Starting with the first line of the data below, copy each line up to and including the one containing "import React from". Pictures stay out.

## BEGIN Information supplied

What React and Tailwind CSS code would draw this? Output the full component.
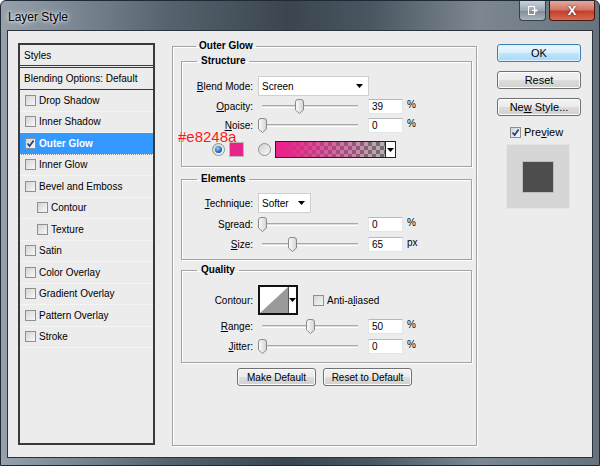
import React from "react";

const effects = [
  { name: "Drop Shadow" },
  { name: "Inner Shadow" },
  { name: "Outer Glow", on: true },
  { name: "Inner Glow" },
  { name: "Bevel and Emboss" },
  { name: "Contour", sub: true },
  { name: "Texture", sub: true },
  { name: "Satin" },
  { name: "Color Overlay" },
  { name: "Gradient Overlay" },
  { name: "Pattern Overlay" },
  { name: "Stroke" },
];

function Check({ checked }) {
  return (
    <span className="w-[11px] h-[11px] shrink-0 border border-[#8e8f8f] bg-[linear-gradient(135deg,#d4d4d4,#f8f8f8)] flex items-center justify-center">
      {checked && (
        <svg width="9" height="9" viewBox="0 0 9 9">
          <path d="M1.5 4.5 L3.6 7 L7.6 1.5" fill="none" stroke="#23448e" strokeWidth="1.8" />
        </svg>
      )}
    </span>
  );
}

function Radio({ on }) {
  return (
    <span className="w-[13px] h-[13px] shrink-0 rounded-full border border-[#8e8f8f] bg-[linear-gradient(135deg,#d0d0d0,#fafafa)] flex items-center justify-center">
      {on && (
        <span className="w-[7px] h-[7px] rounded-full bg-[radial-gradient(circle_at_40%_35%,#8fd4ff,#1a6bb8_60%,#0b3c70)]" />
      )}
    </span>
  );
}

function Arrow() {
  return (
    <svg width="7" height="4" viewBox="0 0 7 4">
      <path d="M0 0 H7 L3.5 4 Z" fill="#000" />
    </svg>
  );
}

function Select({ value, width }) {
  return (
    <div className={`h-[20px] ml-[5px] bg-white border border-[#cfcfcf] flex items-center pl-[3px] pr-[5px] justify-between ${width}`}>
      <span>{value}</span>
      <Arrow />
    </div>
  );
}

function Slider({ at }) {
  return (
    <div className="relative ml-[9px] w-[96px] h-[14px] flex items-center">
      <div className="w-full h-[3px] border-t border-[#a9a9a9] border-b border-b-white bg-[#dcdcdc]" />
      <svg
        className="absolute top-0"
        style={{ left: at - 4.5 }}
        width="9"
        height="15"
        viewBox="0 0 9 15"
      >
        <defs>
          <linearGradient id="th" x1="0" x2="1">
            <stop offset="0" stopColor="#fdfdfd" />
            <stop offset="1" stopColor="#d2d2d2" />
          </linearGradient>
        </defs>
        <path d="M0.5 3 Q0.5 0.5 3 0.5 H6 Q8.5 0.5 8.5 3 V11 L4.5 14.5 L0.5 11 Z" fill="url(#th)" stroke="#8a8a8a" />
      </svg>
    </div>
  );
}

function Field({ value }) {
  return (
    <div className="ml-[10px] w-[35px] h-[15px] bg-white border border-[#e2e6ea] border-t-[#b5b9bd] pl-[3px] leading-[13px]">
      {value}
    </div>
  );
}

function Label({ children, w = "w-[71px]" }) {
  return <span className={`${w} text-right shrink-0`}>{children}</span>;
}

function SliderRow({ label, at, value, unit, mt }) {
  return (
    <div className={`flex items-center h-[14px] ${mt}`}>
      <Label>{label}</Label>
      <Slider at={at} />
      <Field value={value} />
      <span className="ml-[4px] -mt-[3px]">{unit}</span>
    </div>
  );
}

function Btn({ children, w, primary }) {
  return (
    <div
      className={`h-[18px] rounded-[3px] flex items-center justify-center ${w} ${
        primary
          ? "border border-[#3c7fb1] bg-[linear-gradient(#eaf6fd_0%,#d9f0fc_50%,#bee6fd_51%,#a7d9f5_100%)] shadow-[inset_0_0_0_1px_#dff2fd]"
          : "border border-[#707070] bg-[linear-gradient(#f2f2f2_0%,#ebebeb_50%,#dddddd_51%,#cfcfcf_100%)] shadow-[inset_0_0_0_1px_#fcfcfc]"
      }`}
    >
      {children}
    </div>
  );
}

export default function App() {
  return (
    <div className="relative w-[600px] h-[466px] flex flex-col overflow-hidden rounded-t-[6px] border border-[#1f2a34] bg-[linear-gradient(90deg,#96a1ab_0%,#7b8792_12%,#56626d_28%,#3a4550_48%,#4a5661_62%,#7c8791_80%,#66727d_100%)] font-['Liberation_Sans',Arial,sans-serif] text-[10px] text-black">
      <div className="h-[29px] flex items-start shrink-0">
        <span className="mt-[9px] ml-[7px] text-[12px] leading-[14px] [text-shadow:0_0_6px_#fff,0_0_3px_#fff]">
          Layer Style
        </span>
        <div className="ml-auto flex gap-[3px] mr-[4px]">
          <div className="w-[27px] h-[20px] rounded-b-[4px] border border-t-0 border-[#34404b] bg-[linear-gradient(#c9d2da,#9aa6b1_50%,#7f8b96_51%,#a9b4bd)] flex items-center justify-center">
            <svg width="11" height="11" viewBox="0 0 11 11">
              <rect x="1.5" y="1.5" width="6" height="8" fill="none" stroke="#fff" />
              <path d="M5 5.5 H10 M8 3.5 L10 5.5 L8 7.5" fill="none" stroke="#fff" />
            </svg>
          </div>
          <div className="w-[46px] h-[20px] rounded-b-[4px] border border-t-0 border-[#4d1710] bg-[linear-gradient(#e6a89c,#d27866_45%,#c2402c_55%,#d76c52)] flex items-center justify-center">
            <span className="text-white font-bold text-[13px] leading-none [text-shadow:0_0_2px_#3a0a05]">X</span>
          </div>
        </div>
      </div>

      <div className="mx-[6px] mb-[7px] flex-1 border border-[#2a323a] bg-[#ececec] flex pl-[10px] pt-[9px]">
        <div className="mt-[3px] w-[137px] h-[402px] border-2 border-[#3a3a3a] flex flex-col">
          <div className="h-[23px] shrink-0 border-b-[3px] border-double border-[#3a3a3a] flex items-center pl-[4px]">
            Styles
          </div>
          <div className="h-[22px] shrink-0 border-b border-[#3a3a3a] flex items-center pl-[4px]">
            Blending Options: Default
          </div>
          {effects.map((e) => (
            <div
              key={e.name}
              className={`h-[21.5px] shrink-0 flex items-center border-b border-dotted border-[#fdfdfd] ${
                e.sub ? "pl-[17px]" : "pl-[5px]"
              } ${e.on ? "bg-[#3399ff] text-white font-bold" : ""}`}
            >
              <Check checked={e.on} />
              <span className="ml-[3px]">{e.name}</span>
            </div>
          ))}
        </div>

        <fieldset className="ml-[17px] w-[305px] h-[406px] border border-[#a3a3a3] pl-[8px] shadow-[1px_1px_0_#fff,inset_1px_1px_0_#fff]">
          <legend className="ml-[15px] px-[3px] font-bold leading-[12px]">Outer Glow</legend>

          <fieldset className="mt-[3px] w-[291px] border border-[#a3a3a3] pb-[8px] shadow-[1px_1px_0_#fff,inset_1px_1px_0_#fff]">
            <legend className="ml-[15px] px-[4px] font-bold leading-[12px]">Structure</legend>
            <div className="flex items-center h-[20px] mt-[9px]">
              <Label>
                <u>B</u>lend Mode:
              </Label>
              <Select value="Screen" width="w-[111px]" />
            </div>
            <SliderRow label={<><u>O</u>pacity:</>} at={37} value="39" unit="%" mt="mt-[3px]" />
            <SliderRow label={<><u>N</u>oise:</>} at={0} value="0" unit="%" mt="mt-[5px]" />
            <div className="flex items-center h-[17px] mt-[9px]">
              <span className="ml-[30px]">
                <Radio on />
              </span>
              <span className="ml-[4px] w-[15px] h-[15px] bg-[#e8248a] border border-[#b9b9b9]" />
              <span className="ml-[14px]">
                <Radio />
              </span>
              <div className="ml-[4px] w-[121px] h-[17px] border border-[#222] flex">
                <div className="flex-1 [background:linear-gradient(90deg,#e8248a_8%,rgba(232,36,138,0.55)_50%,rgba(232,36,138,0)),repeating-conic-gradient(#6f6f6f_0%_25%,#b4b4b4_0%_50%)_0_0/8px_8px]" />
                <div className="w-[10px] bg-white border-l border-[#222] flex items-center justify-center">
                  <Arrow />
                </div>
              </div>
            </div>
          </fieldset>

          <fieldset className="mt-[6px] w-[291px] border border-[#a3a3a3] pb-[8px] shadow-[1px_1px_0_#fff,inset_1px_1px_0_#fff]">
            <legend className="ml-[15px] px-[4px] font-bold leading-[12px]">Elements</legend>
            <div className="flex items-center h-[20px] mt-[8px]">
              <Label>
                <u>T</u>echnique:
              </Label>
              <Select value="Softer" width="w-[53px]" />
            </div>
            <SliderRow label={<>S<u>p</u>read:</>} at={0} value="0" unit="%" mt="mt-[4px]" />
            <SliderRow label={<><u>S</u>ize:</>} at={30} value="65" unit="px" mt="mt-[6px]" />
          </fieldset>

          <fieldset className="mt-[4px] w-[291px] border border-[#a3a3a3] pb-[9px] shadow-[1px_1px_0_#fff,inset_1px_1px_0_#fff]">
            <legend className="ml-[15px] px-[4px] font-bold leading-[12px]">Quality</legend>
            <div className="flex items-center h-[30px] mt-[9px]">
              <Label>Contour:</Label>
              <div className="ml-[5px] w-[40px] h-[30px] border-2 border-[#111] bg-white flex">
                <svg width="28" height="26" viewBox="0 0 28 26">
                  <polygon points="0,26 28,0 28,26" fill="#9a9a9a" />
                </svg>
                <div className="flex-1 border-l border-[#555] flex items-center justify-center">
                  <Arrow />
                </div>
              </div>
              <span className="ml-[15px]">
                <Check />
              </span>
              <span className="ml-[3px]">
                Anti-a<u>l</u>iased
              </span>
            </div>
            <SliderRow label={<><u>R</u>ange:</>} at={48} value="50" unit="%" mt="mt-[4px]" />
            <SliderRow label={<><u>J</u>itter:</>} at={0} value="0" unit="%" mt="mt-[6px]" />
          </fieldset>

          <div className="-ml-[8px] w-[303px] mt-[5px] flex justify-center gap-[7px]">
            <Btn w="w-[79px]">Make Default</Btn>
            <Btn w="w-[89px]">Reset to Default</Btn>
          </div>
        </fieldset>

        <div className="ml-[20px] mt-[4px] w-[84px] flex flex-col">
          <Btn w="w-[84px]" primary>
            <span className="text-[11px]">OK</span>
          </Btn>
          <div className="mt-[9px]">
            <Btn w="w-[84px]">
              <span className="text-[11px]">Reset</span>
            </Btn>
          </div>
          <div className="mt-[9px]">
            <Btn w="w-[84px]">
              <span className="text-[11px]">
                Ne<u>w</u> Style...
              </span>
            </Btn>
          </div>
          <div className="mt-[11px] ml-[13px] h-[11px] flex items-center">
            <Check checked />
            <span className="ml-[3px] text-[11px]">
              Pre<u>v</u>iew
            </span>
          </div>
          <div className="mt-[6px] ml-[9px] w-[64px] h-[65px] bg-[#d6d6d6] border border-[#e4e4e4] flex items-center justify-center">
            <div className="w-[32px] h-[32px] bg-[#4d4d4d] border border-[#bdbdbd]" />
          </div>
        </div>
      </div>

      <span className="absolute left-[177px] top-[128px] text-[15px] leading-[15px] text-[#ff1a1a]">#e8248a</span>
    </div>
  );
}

## END Information supplied

Task result:
What React and Tailwind CSS code would draw this? Output the full component.
import React from "react";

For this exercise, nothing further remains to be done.